When neural networks are created and implemented to solve problems, they typically do very well at classifying data. However, one problem that exists with such systems is the act of explaining their answer.

If a person is shown a variety of images, some with people's faces and others without, they can reliably pick the face images (just like a neural network). When asked why they selected specific images a typical response would be “that image has a face because there is a person there who has a round face, eyes, ears, and hair”. However, a neural network would see the face but be unable to explain why there is a face in the photo.
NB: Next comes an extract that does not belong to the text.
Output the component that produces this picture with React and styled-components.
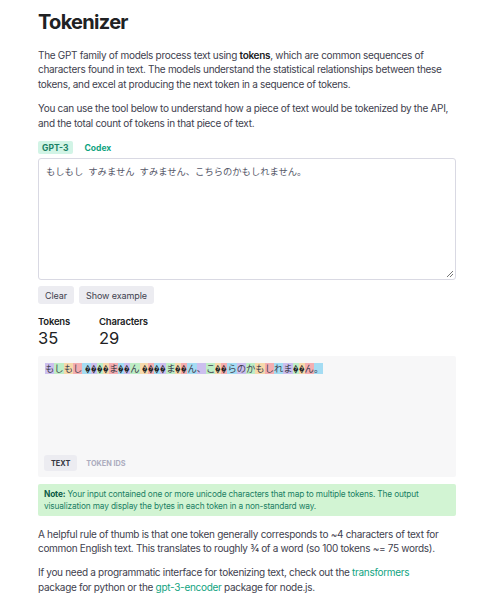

Neural networks that are used to identify objects and images can, however, be taken apart to see what neurons are firing, which helps determine the explanation of the result. For example, a white square with two eyes painted on it may result in the neural network saying there is no face. If the system was taken apart, neurons dealing with eye recognition would be active but the other feature-related neurons would be inactive. This would show that the network detected too few features and concluded that there was no face. However, there are some neural networks that are almost the equivalent of black boxes, such as those designed to read text and handwriting.

 

Neural networks typically hide their inner workings. Image courtesy of Colin M.L. Burnett [CC BY-SA 3.0]

 

Neural networks and artificial intelligence, on the whole, are providing promising results in the medical field involving diagnosis. Doctors, however, require evidence and explanation as to why a diagnosis has been made. This is why researchers from MIT will present new methods for getting a neural network to not only provide predictions and classifications but also explanations as to why they came to their conclusions. But it's not just the medical field that is uneasy on taking advice from a computer, any decision where the cost is high for an incorrect prediction would also require some form of explanation for said decision.

 

Conclusion

Self-driving cars may have a lower crash rate than human drivers in the future but will people truly trust them over an actual human? And will a patient trust the diagnosis from a computer without being given any evidence? Artificial intelligence has a long way to go but neural networks are showing great promise in making AI a reality. However, unless such systems can explain their answers and thinking processes, the general public may be wary of accepting computer controlled systems with open arms.